Working on this essay allowed Luke to broaden his perspective and realise how much he enjoys academic writing. When he’s not writing on topics like this you can find him reading novels, drinking coffee or playing video games. Sometimes all at the same time.
“‘A Brand Stamped in Blood’: Dostoevskian Guilt and Christ-like Redemption in Bernard MacLaverty’s Cal”
Luca Cavallo
Luca Cavallo is a final-year English student. He chose to write on Bernard MacLaverty’s novel, Cal, as part of a seminar on Northern Irish literature. During the seminar, he was immediately drawn to the intensity of writers working throughout the ‘Troubles,’ and MacLaverty was no exception to this. As a fan of Dostoevsky in his ‘edgy’ teenage years, he was also fascinated by the intertextual connections between Cal and Crime and Punishment.
When he’s not hunting for my next intertextual fix, he is either writing for UCC Express, examining singular pages of Joyce’s Ulysses, or defending One Piece.
“‘What’s the going price for a stay-in-the-kitchen wife with big boobs and no demands?’: Dehumanisation, Performance and Second-Wave Feminism in The Stepford Wives and ‘The Girl Who Was Plugged In’"
Kelly Meaney
Kelly Meany commenced her studies in UCC with a Bachelor of Arts degree, with a joint major in English and Geography. She is currently enrolled in in the prestigious Professional Master of Education (PME) program at UCC where she am studying to become a secondary school teacher.

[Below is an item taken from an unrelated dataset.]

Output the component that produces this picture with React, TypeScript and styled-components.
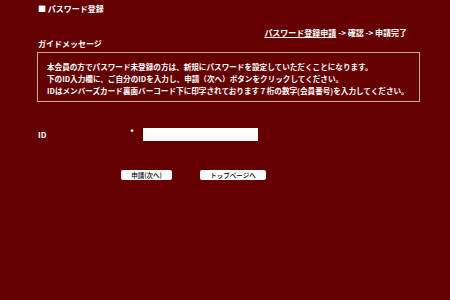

Her interests at Undergraduate level included the intersectional nature of second-wave feminist literature which also inspired her to write her piece entitled: “What’s the going price for a stay-in-the-kitchen wife with big boobs and no demands?”: Dehumanisation, Performance and Second-Wave Feminism in The Stepford Wives and “The Girl Who Was Plugged In”.
“The Containment of Female Rebellion in Renaissance Drama” and “An Exploration of Female Sovereignty and Genre Containment in Chaucer’s Canterbury Tales”
Anna Fitzgerald
Anna Fitzgerald is undergoing a one-year Master’s programme in medieval literature. She decided to explore the topic of female rebellion in Renaissance drama after having spent three years of her undergraduate degree focusing on the depiction of femininity in Elizabethan and Jacobean plays. This academic experience informed her understanding that female divergency is the defining narrative characteristic of Thomas Middleton & Thomas Dekker’s The Roaring Girl, John Lyly’s Galatea, and John Webster’s The Duchess of Malfi, and that the 16th and 17th century cultural context of regressive gender ideology is prevalent throughout all of these texts. The underlying themes of shame and desire are present in all three works involving female characters struggling to attain their political, sexual, and romantic emancipation whilst engaging in ideologically disruptive activities within the context of their shared Elizabethan and Jacobean time period.
“Evoking and Ejecting the Abject in Alien and Aliens”
Ciara O’Connor
Ciara O’Connor and recently graduated from UCC with a BA in English. Throughout her studies, Julia Kristeva’s concept of the abject cropped up multiple times in different classes, and Ciara always found herself fascinated by it. She was delighted to write this essay on its presence in the Alien franchise for her final year seminar taught by Dr. Miranda Corcoran. As she has an interest in feminist criticism, she found the abject’s relation to reproduction and motherhood throughout both films particularly interesting. Outside of academics, Ciara spends her time reading as many books as she can across all genres, writing short stories, and listening to comedy podcasts.
“The Mythical Method in T.S. Eliot’s The Waste Land” and “‘Swim out on your own’: Evolution of the Sea-Space in the Poetry of Seamus Heaney”
Janne Borgaes
Janne Borgaes is a graduate of the BA English programme at UCC and currently studying for an MA in Western Literature at KU Leuven, Belgium. She is interested in modern poetry, with a particular focus on Irish poetry and concepts of ecocriticism, the blue humanities (which is what she chose to focus her dissertation on), and European literature and transnationalism, topics she has grand delusions of possible research careers in. She is also an avid mead brewer.
“‘Narrative enjoyment’ or ‘awareness of the artefact’? Breaking the Fourth Wall in Film”
Leah Mulcahy
Leah Mulcahy wrote “All Her Attackers” as the last chapter of her undergraduate dissertation for BA English. She wrote on the subject of breaking the fourth wall because her primary academic interest seems to gravitate towards perceptions - both perceptions taking place within a text itself and our perceptions of the text as individuals. Another enduring interest of hers is the inexplicable connection between the creator of a work and the work’s recipient, a connection that somehow transcends space and time. How is it that we can feel and understand so intensely the emotions of someone we have never met, of someone long dead? In her free time she is still pretty immersed in all media forms - literature, film, music. She has a totally normal and not all-consuming interest in video games for example.